Todo esto sólo lo puede exigir Alguien que es más que un simple hombre; sólo Dios puede exigir el ir más allá de los lazos humanos más sagrados: “El que ama a su padre o a su madre más que a mí, no es digno de mí; el que ama a su hijo o a su hija más que a mí, no es digno de mí. El que no toma su cruz y me sigue detrás no es digno de mí” (Mt 10, 37-38).

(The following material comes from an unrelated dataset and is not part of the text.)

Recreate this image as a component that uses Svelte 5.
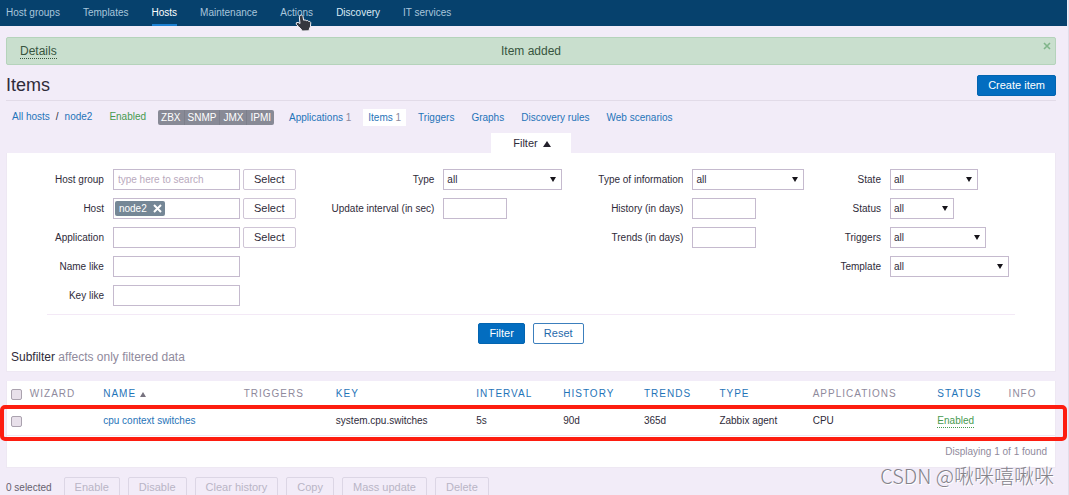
<script lang="ts">
	interface Field {
		id: string;
		label: string;
		type: 'text' | 'select';
		size: string;
		placeholder?: string;
		picker?: boolean;
		tag?: string;
	}

	interface Column {
		label: string;
		width: number;
		sortable?: boolean;
	}

	const menu = ['Host groups', 'Templates', 'Hosts', 'Maintenance', 'Actions', 'Discovery', 'IT services'];
	const interfaces = ['ZBX', 'SNMP', 'JMX', 'IPMI'];

	const tabs = [
		{ label: 'Applications', count: 1 },
		{ label: 'Items', count: 1 },
		{ label: 'Triggers' },
		{ label: 'Graphs' },
		{ label: 'Discovery rules' },
		{ label: 'Web scenarios' }
	];

	const filterColumns: Field[][] = [
		[
			{ id: 'group', label: 'Host group', type: 'text', size: 'wide', placeholder: 'type here to search', picker: true },
			{ id: 'host', label: 'Host', type: 'text', size: 'wide', picker: true, tag: 'node2' },
			{ id: 'application', label: 'Application', type: 'text', size: 'wide', picker: true },
			{ id: 'name', label: 'Name like', type: 'text', size: 'wide' },
			{ id: 'key', label: 'Key like', type: 'text', size: 'wide' }
		],
		[
			{ id: 'type', label: 'Type', type: 'select', size: 'xl' },
			{ id: 'interval', label: 'Update interval (in sec)', type: 'text', size: 'small' }
		],
		[
			{ id: 'value-type', label: 'Type of information', type: 'select', size: 'lg' },
			{ id: 'history', label: 'History (in days)', type: 'text', size: 'small' },
			{ id: 'trends', label: 'Trends (in days)', type: 'text', size: 'small' }
		],
		[
			{ id: 'state', label: 'State', type: 'select', size: 'sm' },
			{ id: 'status', label: 'Status', type: 'select', size: 'small' },
			{ id: 'triggers', label: 'Triggers', type: 'select', size: 'md' },
			{ id: 'template', label: 'Template', type: 'select', size: 'xl' }
		]
	];

	// widths in percent of the table
	const columns: Column[] = [
		{ label: 'Wizard', width: 7 },
		{ label: 'Name', width: 13.4, sortable: true },
		{ label: 'Triggers', width: 8.8 },
		{ label: 'Key', width: 13.4, sortable: true },
		{ label: 'Interval', width: 8.3, sortable: true },
		{ label: 'History', width: 7.7, sortable: true },
		{ label: 'Trends', width: 7.2, sortable: true },
		{ label: 'Type', width: 8.9, sortable: true },
		{ label: 'Applications', width: 11.9 },
		{ label: 'Status', width: 6.8, sortable: true },
		{ label: 'Info', width: 4.8 }
	];

	const items = [
		{
			name: 'cpu context switches',
			key: 'system.cpu.switches',
			interval: '5s',
			history: '90d',
			trends: '365d',
			type: 'Zabbix agent',
			applications: 'CPU',
			status: 'Enabled'
		}
	];

	const actions = ['Enable', 'Disable', 'Clear history', 'Copy', 'Mass update', 'Delete'];

	let selected = $state(items.map(() => false));
	let selectedCount = $derived(selected.filter(Boolean).length);
	let messageOpen = $state(true);
	let filterOpen = $state(true);

	function toggleAll(event: Event) {
		const checked = (event.currentTarget as HTMLInputElement).checked;
		selected = items.map(() => checked);
	}
</script>

<div class="page">
	<nav class="menu">
		{#each menu as entry}
			<a href="#top" class:active={entry === 'Hosts'} class:hover={entry === 'Discovery'}>
				{entry}
				{#if entry === 'Actions'}
					<svg class="pointer" width="17" height="18" viewBox="0 0 17 18" aria-hidden="true">
						<path
							d="M5.5 1.2c1.3-.5 2.3.2 2.5 1.4l.6 3.6 1.5-.3 1.1.7 1.5-.1.8.8 1.3.1 1 1.3-.4 4.1-1.1 2.2-.2 1.8-7.2.2-.4-1.5-3.2-3.1-2.1-2.2.2-1.5 1.7-.3 1.9 1.1-.7-6.7z"
							fill="#35373f"
							stroke="#f2f0f6"
							stroke-width="1"
							stroke-linejoin="round"
						/>
					</svg>
				{/if}
			</a>
		{/each}
	</nav>

	<main>
		{#if messageOpen}
			<div class="message" role="status">
				<a href="#details" class="dotted">Details</a>
				<span>Item added</span>
				<button type="button" class="close" aria-label="Close" onclick={() => (messageOpen = false)}>
					<svg width="8" height="8" viewBox="0 0 8 8"><path d="M1 1l6 6M7 1l-6 6" stroke="currentColor" stroke-width="1.6" /></svg>
				</button>
			</div>
		{/if}

		<header>
			<h1>Items</h1>
			<button type="button" class="btn primary">Create item</button>
		</header>

		<div class="crumbs">
			<span class="path"><a href="#hosts">All hosts</a><span>/</span><a href="#node2">node2</a></span>
			<span class="enabled">Enabled</span>
			<span class="interfaces">
				{#each interfaces as name}
					<span>{name}</span>
				{/each}
			</span>
			{#each tabs as tab}
				<span class="tab" class:current={tab.label === 'Items'}>
					<a href="#{tab.label}">{tab.label}</a>{#if tab.count}&nbsp;{tab.count}{/if}
				</span>
			{/each}
		</div>

		<div class="filter-tab">
			<button type="button" aria-expanded={filterOpen} onclick={() => (filterOpen = !filterOpen)}>
				Filter <span class="up"></span>
			</button>
		</div>

		<section class="panel filter">
			{#if filterOpen}
				<form onsubmit={(e) => e.preventDefault()}>
					<div class="fields">
						{#each filterColumns as column}
							<div class="column">
								{#each column as field}
									<label for={field.id}>{field.label}</label>
									<div class="control">
										{#if field.type === 'select'}
											<span class="select {field.size}">
												<select id={field.id}><option>all</option></select>
											</span>
										{:else}
											<span class="box {field.size}">
												{#if field.tag}
													<span class="tag">
														{field.tag}
														<button type="button" aria-label="Remove {field.tag}">
															<svg width="9" height="9" viewBox="0 0 9 9"><path d="M1 1l7 7M8 1L1 8" stroke="currentColor" stroke-width="2" /></svg>
														</button>
													</span>
												{/if}
												<input id={field.id} type="text" placeholder={field.placeholder} />
											</span>
										{/if}
										{#if field.picker}
											<button type="button" class="btn plain">Select</button>
										{/if}
									</div>
								{/each}
							</div>
						{/each}
					</div>
					<div class="submit">
						<button type="submit" class="btn primary">Filter</button>
						<button type="reset" class="btn">Reset</button>
					</div>
				</form>
			{/if}
			<p class="subfilter">Subfilter <span>affects only filtered data</span></p>
		</section>

		<section class="panel list">
			<table>
				<colgroup>
					<col style="width: 1.8%" />
					{#each columns as column}
						<col style="width: {column.width}%" />
					{/each}
				</colgroup>
				<thead>
					<tr>
						<th><input type="checkbox" aria-label="Select all" onchange={toggleAll} /></th>
						{#each columns as column}
							<th>
								{#if column.sortable}
									<a href="#sort">{column.label}</a>
								{:else}
									{column.label}
								{/if}
								{#if column.label === 'Name'}<span class="up"></span>{/if}
							</th>
						{/each}
					</tr>
				</thead>
				<tbody>
					{#each items as item, index}
						<tr>
							<td><input type="checkbox" aria-label={item.name} bind:checked={selected[index]} /></td>
							<td></td>
							<td><a href="#item">{item.name}</a></td>
							<td></td>
							<td>{item.key}</td>
							<td>{item.interval}</td>
							<td>{item.history}</td>
							<td>{item.trends}</td>
							<td>{item.type}</td>
							<td>{item.applications}</td>
							<td><a href="#status" class="enabled dotted">{item.status}</a></td>
							<td></td>
						</tr>
					{/each}
				</tbody>
			</table>
			<div class="total">Displaying {items.length} of {items.length} found</div>
			<div class="marker"></div>
		</section>

		<footer>
			<span class="count">{selectedCount} selected</span>
			{#each actions as action}
				<button type="button" class="btn" disabled={selectedCount === 0}>{action}</button>
			{/each}
			<span class="watermark">CSDN @啾咪嘻啾咪</span>
		</footer>
	</main>
</div>

<style>
	:global(body) {
		margin: 0;
		background: #f2ecf8;
	}

	.page {
		box-sizing: border-box;
		height: 100vh;
		overflow: hidden;
		border-right: 1px solid #e2dde9;
		background: #f2ecf8;
		color: #2f2b3a;
		font: 10px/16px 'Liberation Sans', Arial, sans-serif;
	}

	a {
		color: #1f74b8;
		text-decoration: none;
	}

	button,
	input,
	select {
		box-sizing: border-box;
		margin: 0;
		font: inherit;
		color: inherit;
	}

	/* Top menu */
	.menu {
		display: flex;
		gap: 23px;
		height: 26px;
		margin-right: 1px;
		padding-left: 6px;
		background: #06416d;
	}

	.menu a {
		position: relative;
		box-sizing: border-box;
		height: 26px;
		border-bottom: 2px solid transparent;
		line-height: 26px;
		color: #a9c6dc;
	}

	.menu a.active {
		border-color: #1c80d2;
		color: #fff;
	}

	.menu a.hover {
		color: #dcebf5;
	}

	.pointer {
		position: absolute;
		top: 14px;
		left: 15px;
	}

	main {
		padding: 11px 12px 0 6px;
	}

	/* Message */
	.message {
		position: relative;
		box-sizing: border-box;
		display: grid;
		grid-template-columns: 1fr auto 1fr;
		align-items: center;
		justify-items: start;
		height: 28px;
		padding: 0 13px;
		border: 1px solid #b5d3bb;
		border-radius: 2px;
		background: #c9dfce;
		color: #38553f;
		font-size: 12px;
		line-height: 14px;
	}

	.message a {
		color: inherit;
	}

	.dotted {
		border-bottom: 1px dotted currentColor;
	}

	.close {
		position: absolute;
		top: 4px;
		right: 4px;
		display: flex;
		padding: 0;
		border: 0;
		background: none;
		color: #80b58a;
	}

	/* Title */
	header {
		display: flex;
		align-items: center;
		justify-content: space-between;
		padding: 10px 0 4px;
		border-bottom: 1px solid #e2dbe8;
	}

	h1 {
		margin: 0;
		font-size: 18px;
		font-weight: normal;
		line-height: 21px;
	}

	.btn {
		height: 21px;
		padding: 0 10px;
		border: 1px solid #3c7fbd;
		border-radius: 2px;
		background: #fff;
		color: #1f69ab;
		font-size: 11px;
		line-height: 19px;
	}

	.btn.primary {
		border-color: #0364b0;
		background: #036dc0;
		color: #fff;
	}

	.btn.plain {
		border-color: #cfc5d6;
		color: #2f2b3a;
	}

	.btn:disabled {
		border-color: #dcd6e5;
		background: transparent;
		color: #b9b5c6;
	}

	/* Host navigation */
	.crumbs {
		display: flex;
		align-items: center;
		gap: 7px;
		height: 18px;
		padding: 7px 1px;
	}

	.path,
	.crumbs > .enabled {
		padding: 0 5px;
	}

	.path span {
		padding: 0 6px;
	}

	.enabled {
		color: #479a4f;
	}

	.interfaces {
		display: flex;
		overflow: hidden;
		margin-right: 3px;
		border-radius: 2px;
		background: #888a96;
		color: #fff;
		line-height: 15px;
	}

	.interfaces span {
		padding: 0 3px;
	}

	.interfaces span + span {
		border-left: 1px solid #7d7f8b;
	}

	.tab {
		padding: 0 5px;
		line-height: 17px;
		color: #8f8a9c;
	}

	.tab.current {
		background: #fff;
	}

	/* Filter */
	.filter-tab {
		display: flex;
		justify-content: center;
	}

	.filter-tab button {
		height: 20px;
		padding: 0 20px 0 22px;
		border: 0;
		background: #fff;
		font-size: 11px;
		line-height: 20px;
	}

	.up {
		display: inline-block;
		margin-left: 2px;
		border: solid transparent;
		border-width: 0 4px 6px;
		border-bottom-color: #24212c;
	}

	.panel {
		border: 1px solid #eee8f3;
		border-top: 0;
		background: #fff;
	}

	.filter {
		padding-top: 16px;
	}

	.fields {
		display: flex;
		justify-content: center;
		gap: 36px;
		margin: 0 40px;
		padding: 0 0 8px 2px;
		border-bottom: 1px solid #f3e9f6;
	}

	.column {
		display: grid;
		grid-template-columns: auto auto;
		grid-auto-rows: 21px;
		align-content: start;
		gap: 8px 9px;
	}

	.column label {
		text-align: right;
		line-height: 21px;
		white-space: nowrap;
	}

	.control {
		display: flex;
		gap: 3px;
	}

	.box,
	.select {
		position: relative;
		box-sizing: border-box;
		display: flex;
		align-items: center;
		height: 21px;
		border: 1px solid #c5bace;
		background: #fff;
	}

	.wide {
		width: 127px;
	}

	.small {
		width: 64px;
	}

	.sm {
		width: 88px;
	}

	.md {
		width: 96px;
	}

	.lg {
		width: 112px;
	}

	.xl {
		width: 119px;
	}

	.box input,
	.select select {
		flex: 1;
		min-width: 0;
		height: 19px;
		padding: 0 4px;
		border: 0;
		border-radius: 0;
		outline: 0;
		background: none;
		appearance: none;
	}

	.box input::placeholder {
		color: #b9a9bd;
	}

	.select select {
		padding: 0 3px;
	}

	.select::after {
		content: '';
		position: absolute;
		top: 7px;
		right: 5px;
		border: solid transparent;
		border-width: 5px 3px 0;
		border-top-color: #16141a;
		pointer-events: none;
	}

	.tag {
		display: flex;
		align-items: center;
		gap: 6px;
		margin-left: 1px;
		padding: 0 3px 0 4px;
		border-radius: 2px;
		background: #758796;
		color: #fff;
		line-height: 15px;
	}

	.tag button {
		display: flex;
		padding: 0;
		border: 0;
		background: none;
	}

	.submit {
		display: flex;
		justify-content: center;
		gap: 8px;
		padding-top: 8px;
	}

	.subfilter {
		margin: 0;
		padding: 5px 4px 6px;
		font-size: 12px;
	}

	.subfilter span,
	.total {
		color: #8f8a9c;
	}

	/* Items table */
	.list {
		position: relative;
		margin-top: 9px;
	}

	table {
		width: 100%;
		border-collapse: collapse;
		table-layout: fixed;
	}

	th,
	td {
		height: 26px;
		padding: 0 0 0 4px;
		text-align: left;
		white-space: nowrap;
	}

	th {
		color: #8f8a9c;
		font-weight: normal;
		letter-spacing: 1px;
		text-transform: uppercase;
	}

	td {
		height: 28px;
	}

	th .up {
		margin-left: 0;
		border-width: 0 3px 5px;
		border-bottom-color: #77727f;
	}

	tbody tr {
		border-bottom: 1px solid #eee8f3;
	}

	td .dotted {
		display: inline-block;
		line-height: 12px;
	}

	input[type='checkbox'] {
		display: block;
		width: 11px;
		height: 11px;
		border: 1px solid #aaa2ae;
		border-radius: 2px;
		background: #e8e0ea;
		appearance: none;
	}

	input[type='checkbox']:checked {
		background: #1f74b8;
	}

	.total {
		padding: 8px 8px 7px 0;
		text-align: right;
	}

	.marker {
		position: absolute;
		top: 24px;
		right: -12px;
		left: -7px;
		height: 28px;
		border: 4px solid #fd1d10;
		border-radius: 5px;
		pointer-events: none;
	}

	/* Bulk actions */
	footer {
		position: relative;
		display: flex;
		gap: 8px;
		padding-top: 9px;
	}

	.count {
		padding-right: 4px;
		line-height: 21px;
		color: #66616f;
	}

	.watermark {
		position: absolute;
		top: -5px;
		right: 2px;
		color: #85838b;
		font: 300 20px/26px 'Noto Sans CJK SC', sans-serif;
		text-shadow: 1px 1px 0 #fff;
	}
</style>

Creo que podemos establecer una relación de semejanza con un acontecimiento que como Familia Salesiana acabamos de celebrar: el 150 aniversario de la fundación de la Pía Sociedad de San Francisco de Sales. Don Bosco convocó a un puñado de jóvenes colaboradores suyos, para que “estuvieran con él” y para que condividieran la Misión que Dios le había encomendado, para la salvación de la juventud más pobre y abandonada. A ese pequeño grupo reunido en el cuarto de Don Bosco el 18 de diciembre de 1859 se le podían aplicar las mismas palabras de San Pablo a los Corintios: humanamente hablando, y ante las dificultades internas y externas de la sociedad de su tiempo, no había ninguna perspectiva de futuro. ¡Basta pensar que el Director Espiritual de la Pía Sociedad era un joven subdiácono de 22 años, Miguel Rúa!
Como escribí en una Carta reciente, “erano tutti giovanissimi, e si trattava di giocarsi l’intera vita in un colpo solo: sulla fiducia in Don Bosco; fino a questo momento erano legati solo da promessa o voto di stare con Don Bosco per aiutarlo nell’opera degli oratori. Alcuni erano sconcertati. Scrive don Lemoyne: ‘Più di uno disse sottovoce: ‘Don Bosco ci vuol fare tutti frati!” (ACG 404, p. 10). La famosa expresión del joven Juan Cagliero, de 21 años, “fraile o no fraile, ¡siempre con Don Bosco!”, evoca, indudablemente, la respuesta de Pedro a Jesús: “Señor, ¿a quién iremos? Sólo Tú tienes palabras de vida eterna” (Jn 6, 68). Evidentemente, es a Jesucristo a quien Cagliero entiende donar su vida entera, al igual que todos los demás; pero Don Bosco constituye para ellos una mediación concreta e insustituíble de la Voluntad de Dios y de la Misión que quiere confiarles.